7.2 The liability of Galvanize Nutrition for damages shall be limited to 15 % (fifteen percent) of the value of the purchase order, except in cases where Galvanize Nutrition causes damage to the Customer intentionally or in cases of injury to body, health or life.
8.1 The Customer shall be entitled to sell the purchased Products in its own name, in an unchanged from. Any change in or amendment to the markings, brand, labelling of the Products shall be strictly prohibited.
8.2 Creations supplied in connection with the sale of the products shall remain the intellectual property of Galvanize Nutrition and shall only be used in connection with the marketing and resale of the Products. Customer shall not be entitled to grant a licence for the use of the intellectual property of Galvanize Nutrition to a third person.
9. Product recalls
9.1 Galvanize Nutrition and the Customer shall notify each other of any information regarding the safety of the Products, including the commencement of any product recall or other administrative procedure.
9.2 The Customer shall bear the costs of the product recall if the recall is the result of the improper storage of the Products by the Customer or any other breach of this GTC by the Customer.
10. Applicable law, dispute resolution
10.1 Hungarian law shall apply to the legal relationships in connection with the delivery contracts. The UN-Convention on Contracts for the International Sale of Goods (CISG) shall not apply.

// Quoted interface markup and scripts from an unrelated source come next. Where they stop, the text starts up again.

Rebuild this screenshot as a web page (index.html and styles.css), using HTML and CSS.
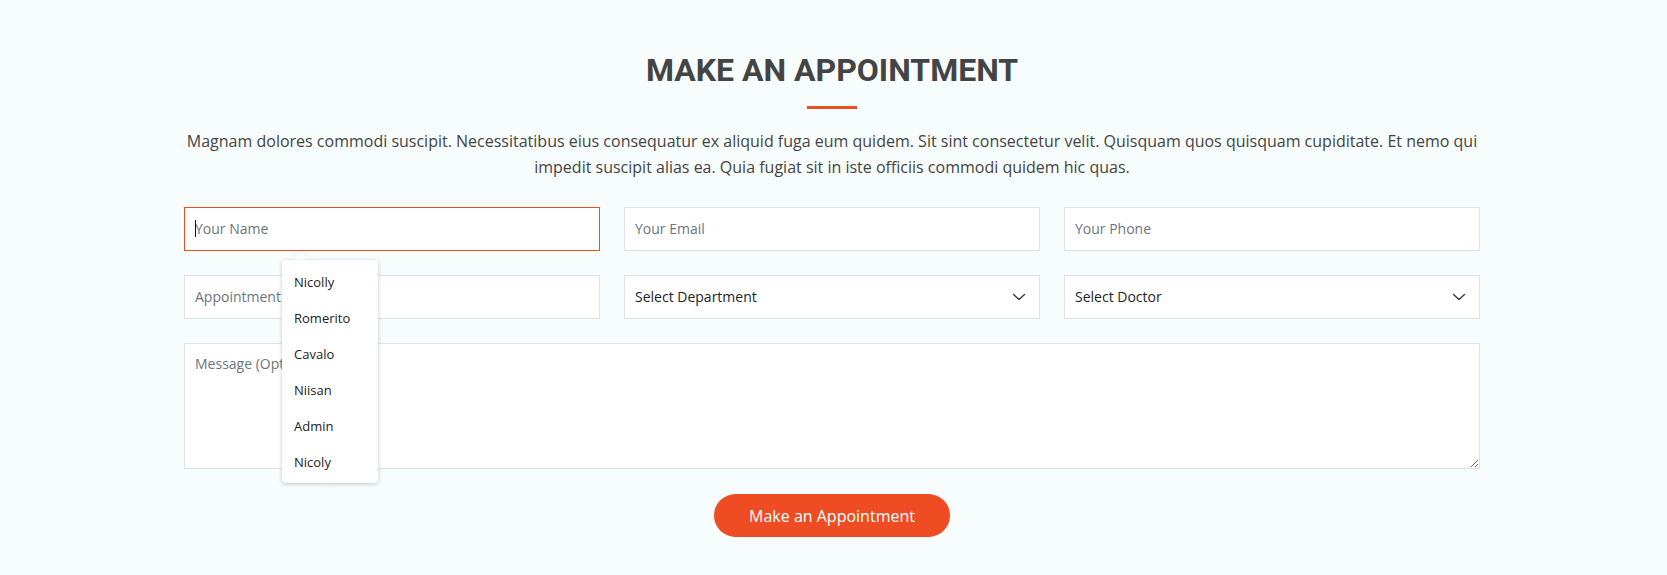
FILE: index.html
```html
<!DOCTYPE html>
<html lang="en">
<head>
<meta charset="utf-8">
<title>Make an Appointment</title>
<link rel="stylesheet" href="styles.css">
</head>
<body>
<section class="appointment">
  <div class="container">
    <div class="section-title">
      <h2>MAKE AN APPOINTMENT</h2>
      <p>Magnam dolores commodi suscipit. Necessitatibus eius consequatur ex aliquid fuga eum quidem. Sit sint consectetur velit. Quisquam quos quisquam cupiditate. Et nemo qui impedit suscipit alias ea. Quia fugiat sit in iste officiis commodi quidem hic quas.</p>
    </div>
    <form class="form">
      <div class="row">
        <div class="field">
          <input class="control focused" type="text" placeholder="Your Name">
          <span class="caret"></span>
          <div class="suggest">
            <span class="suggest-arrow"></span>
            <ul class="suggest-list">
              <li>Nicolly</li>
              <li>Romerito</li>
              <li>Cavalo</li>
              <li>Niisan</li>
              <li>Admin</li>
              <li>Nicoly</li>
            </ul>
          </div>
        </div>
        <div class="field"><input class="control" type="email" placeholder="Your Email"></div>
        <div class="field"><input class="control" type="tel" placeholder="Your Phone"></div>
      </div>
      <div class="row">
        <div class="field"><input class="control" type="text" placeholder="Appointment Date"></div>
        <div class="field">
          <select class="control select"><option>Select Department</option></select>
          <svg class="chevron" width="16" height="12" viewBox="0 0 16 12"><path d="M2.5 3.5l5.5 5 5.5-5" fill="none" stroke="#343a40" stroke-width="1.4" stroke-linecap="round" stroke-linejoin="round"/></svg>
        </div>
        <div class="field">
          <select class="control select"><option>Select Doctor</option></select>
          <svg class="chevron" width="16" height="12" viewBox="0 0 16 12"><path d="M2.5 3.5l5.5 5 5.5-5" fill="none" stroke="#343a40" stroke-width="1.4" stroke-linecap="round" stroke-linejoin="round"/></svg>
        </div>
      </div>
      <textarea class="control message" placeholder="Message (Optional)"></textarea>
      <div class="actions">
        <button type="button" class="btn">Make an Appointment</button>
      </div>
    </form>
  </div>
</section>
</body>
</html>
```

FILE: styles.css
```css
html, body {
  margin: 0;
  padding: 0;
  background: #f7fcfc;
}

body {
  font-family: "Open Sans", "Liberation Sans", sans-serif;
  color: #444444;
}

.appointment {
  width: 1664px;
  padding: 51px 0 38px;
}

.container {
  width: 1296px;
  margin: 0 auto;
}

.section-title {
  display: flex;
  flex-direction: column;
  align-items: center;
  text-align: center;
}

.section-title h2 {
  position: relative;
  margin: 0;
  padding-bottom: 20px;
  font-family: Roboto, "Liberation Sans", sans-serif;
  font-size: 32px;
  font-weight: 700;
  line-height: 1.2;
  color: #444444;
}

.section-title h2::after {
  content: "";
  position: absolute;
  left: 50%;
  bottom: 0;
  width: 50px;
  height: 3px;
  margin-left: -25px;
  background: #f04c23;
}

.section-title p {
  margin: 19px 0 0;
  font-size: 16px;
  line-height: 26px;
  color: #444444;
}

.form {
  margin-top: 27px;
  display: flex;
  flex-direction: column;
  gap: 24px;
}

.row {
  display: grid;
  grid-template-columns: repeat(3, 1fr);
  gap: 24px;
}

.field {
  position: relative;
}

.control {
  display: block;
  box-sizing: border-box;
  width: 100%;
  height: 44px;
  padding: 9px 10px 11px;
  margin: 0;
  font-family: "Open Sans", "Liberation Sans", sans-serif;
  font-size: 14px;
  color: #212529;
  background: #ffffff;
  border: 1px solid #dee2e6;
  border-radius: 0;
  outline: none;
}

.control::placeholder {
  color: #6c757d;
  opacity: 1;
}

.control.focused {
  border-color: #f04c23;
}

.select {
  appearance: none;
  -webkit-appearance: none;
  padding-right: 40px;
}

.chevron {
  position: absolute;
  right: 13px;
  top: 16px;
  pointer-events: none;
}

.caret {
  position: absolute;
  left: 11px;
  top: 13px;
  width: 1px;
  height: 17px;
  background: #111111;
}

.message {
  height: 126px;
  padding-top: 10px;
  resize: vertical;
}

.actions {
  display: flex;
  justify-content: center;
  margin-top: 1px;
}

.btn {
  height: 43px;
  padding: 0 35px;
  font-family: "Open Sans", "Liberation Sans", sans-serif;
  font-size: 16px;
  color: #ffffff;
  background: #f04c23;
  border: 0;
  border-radius: 50px;
  cursor: pointer;
}

.suggest {
  position: absolute;
  left: 98px;
  top: 53px;
  z-index: 5;
  width: 96px;
}

.suggest-arrow {
  position: absolute;
  left: 14px;
  top: -7px;
  width: 10px;
  height: 10px;
  background: #ffffff;
  transform: rotate(45deg);
  box-shadow: -1px -1px 1px rgba(0, 0, 0, 0.06);
}

.suggest-list {
  position: relative;
  list-style: none;
  margin: 0;
  padding: 4px 0 3px;
  background: #ffffff;
  border-radius: 4px;
  box-shadow: 0 1px 4px rgba(0, 0, 0, 0.22);
}

.suggest-list li {
  height: 36px;
  line-height: 36px;
  padding-left: 12px;
  font-family: "Open Sans", "Liberation Sans", sans-serif;
  font-size: 13px;
  color: #222222;
}
```
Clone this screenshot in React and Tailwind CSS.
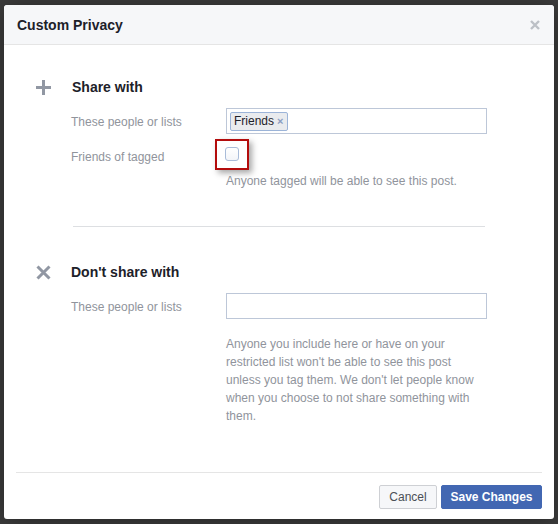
import React from "react";

function PlusIcon() {
  return (
    <svg width="15" height="15" viewBox="0 0 15 15">
      <rect x="0" y="6" width="15" height="3" fill="#9197a3" />
      <rect x="6" y="0" width="3" height="15" fill="#9197a3" />
    </svg>
  );
}

function CrossIcon() {
  return (
    <svg width="15" height="15" viewBox="0 0 15 15">
      <path d="M1.5 1.5 L13.5 13.5 M13.5 1.5 L1.5 13.5" stroke="#9197a3" strokeWidth="3" />
    </svg>
  );
}

export default function App() {
  const font = { fontFamily: '"Liberation Sans", Arial, sans-serif' };
  return (
    <div className="w-[558px] h-[524px] bg-[#3d3d3d] pt-[5px] pl-[4px] overflow-hidden" style={font}>
      <div className="w-[550px] h-[514px] bg-white rounded-[3px] shadow-[0_2px_26px_rgba(0,0,0,0.4)] flex flex-col overflow-hidden">
        {/* Header */}
        <div className="h-[40px] shrink-0 bg-[#f6f7f9] border-b border-[#e5e5e5] flex items-center justify-between pl-[13px] pr-[14px] rounded-t-[3px]">
          <span className="text-[14px] font-bold text-[#1d2129] leading-[18px]">Custom Privacy</span>
          <svg width="10" height="10" viewBox="0 0 10 10" className="mt-[1px]">
            <path d="M1 1 L9 9 M9 1 L1 9" stroke="#bcc0c6" strokeWidth="2.4" />
          </svg>
        </div>

        {/* Body */}
        <div className="flex-1 pl-[32px] pt-[33px]">
          {/* Share with */}
          <div className="flex">
            <div className="w-[36px] h-[18px] flex items-center">
              <PlusIcon />
            </div>
            <div className="flex flex-col">
              <div className="text-[14px] font-bold text-[#1d2129] leading-[18px]">Share with</div>
              <div className="flex items-center mt-[12px] -ml-px">
                <div className="w-[155px] text-[12px] text-[#90949c] leading-[18px] pt-[2px]">These people or lists</div>
                <div className="w-[261px] h-[26px] border border-[#bdc7d8] bg-white flex items-center px-[3px]">
                  <div className="h-[19px] flex items-center bg-[#e9ebee] border border-[#9cb4d8] rounded-[2px] pl-[3px] pr-[4px] text-[12px] text-[#1d2129]">
                    Friends
                    <span className="ml-[3px] text-[11px] font-bold text-[#8a9cc1] leading-none">×</span>
                  </div>
                </div>
              </div>
              <div className="flex items-start mt-[13px] -ml-px">
                <div className="w-[154px] text-[12px] text-[#90949c] leading-[18px] pt-[1px]">Friends of tagged</div>
                <div className="relative w-[14px] h-[14px]">
                  <div className="absolute left-[-10px] top-[-8px] w-[34px] h-[31px] border-[2px] border-[#b30c0c] shadow-[3px_3px_6px_rgba(0,0,0,0.35)]"></div>
                  <div className="w-[14px] h-[14px] rounded-[3px] border border-[#a9bcd9] bg-gradient-to-b from-white to-[#f3f5f9]"></div>
                </div>
              </div>
              <div className="ml-[154px] mt-[6px] text-[12px] text-[#90949c] leading-[18px]">
                Anyone tagged will be able to see this post.
              </div>
            </div>
          </div>

          <div className="ml-[37px] mt-[36px] w-[412px] h-px bg-[#dddfe2]"></div>

          {/* Don't share with */}
          <div className="flex mt-[36px]">
            <div className="w-[36px] h-[18px] flex items-center">
              <CrossIcon />
            </div>
            <div className="flex flex-col -ml-px">
              <div className="text-[14px] font-bold text-[#1d2129] leading-[18px]">Don't share with</div>
              <div className="flex items-center mt-[12px]">
                <div className="w-[155px] text-[12px] text-[#90949c] leading-[18px] pt-[2px]">These people or lists</div>
                <div className="w-[261px] h-[26px] border border-[#bdc7d8] bg-white"></div>
              </div>
              <div className="ml-[155px] mt-[16px] w-[261px] text-[12px] text-[#90949c] leading-[18px]">
                Anyone you include here or have on your restricted list won't be able to see this post unless you tag them. We don't let people know when you choose to not share something with them.
              </div>
            </div>
          </div>
        </div>

        {/* Footer */}
        <div className="shrink-0 mx-[12px] border-t border-[#e5e5e5] pt-[12px] pb-[10px] flex justify-end gap-[4px]">
          <button className="h-[24px] w-[58px] bg-[#f6f7f9] border border-[#ced0d4] rounded-[2px] text-[12px] text-[#4b4f56] font-normal">
            Cancel
          </button>
          <button className="h-[24px] w-[101px] bg-[#4267b2] border border-[#4267b2] rounded-[2px] text-[12px] text-white font-bold">
            Save Changes
          </button>
        </div>
      </div>
    </div>
  );
}
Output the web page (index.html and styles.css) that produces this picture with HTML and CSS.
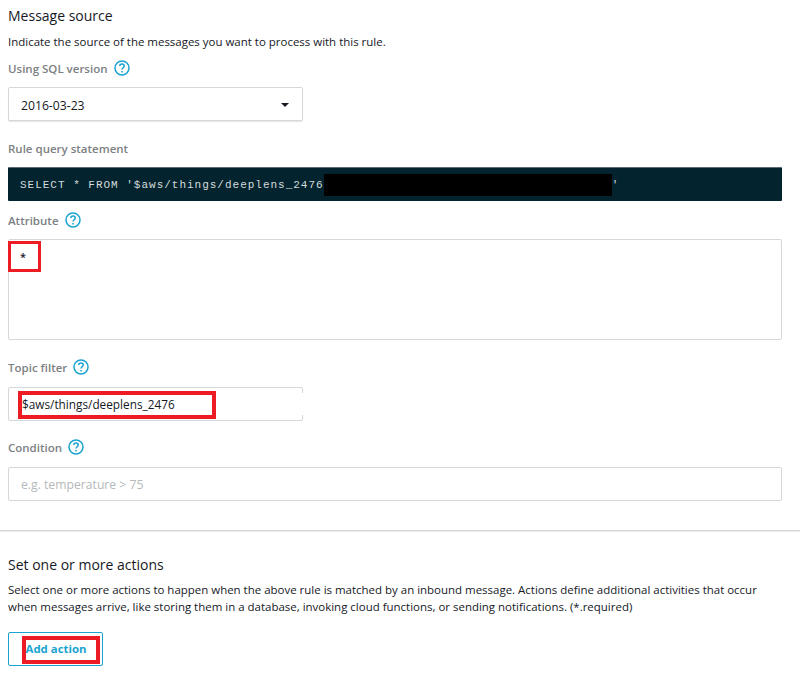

10.2 The parties subject all disputes arising out of or in connection with this GTC, in particular with respect to its violation, dissolution, validity or interpretation, with the exclusion of the procedure of the State Court, the exclusive and final decision of the Permanent Arbitration Court at the Hungarian Chamber of Commerce and Industry (Commercial Arbitration Court, Budapest). The procedure is governed by the Rules of Procedure of the Arbitral Tribunal (supplemented by the provisions of the Rapid Procedure Sub-ordinance). The number of referees is one. The option provided by Chapter IX of Law No. LX of 2017 on arbitration regulated procedural renewal is excluded.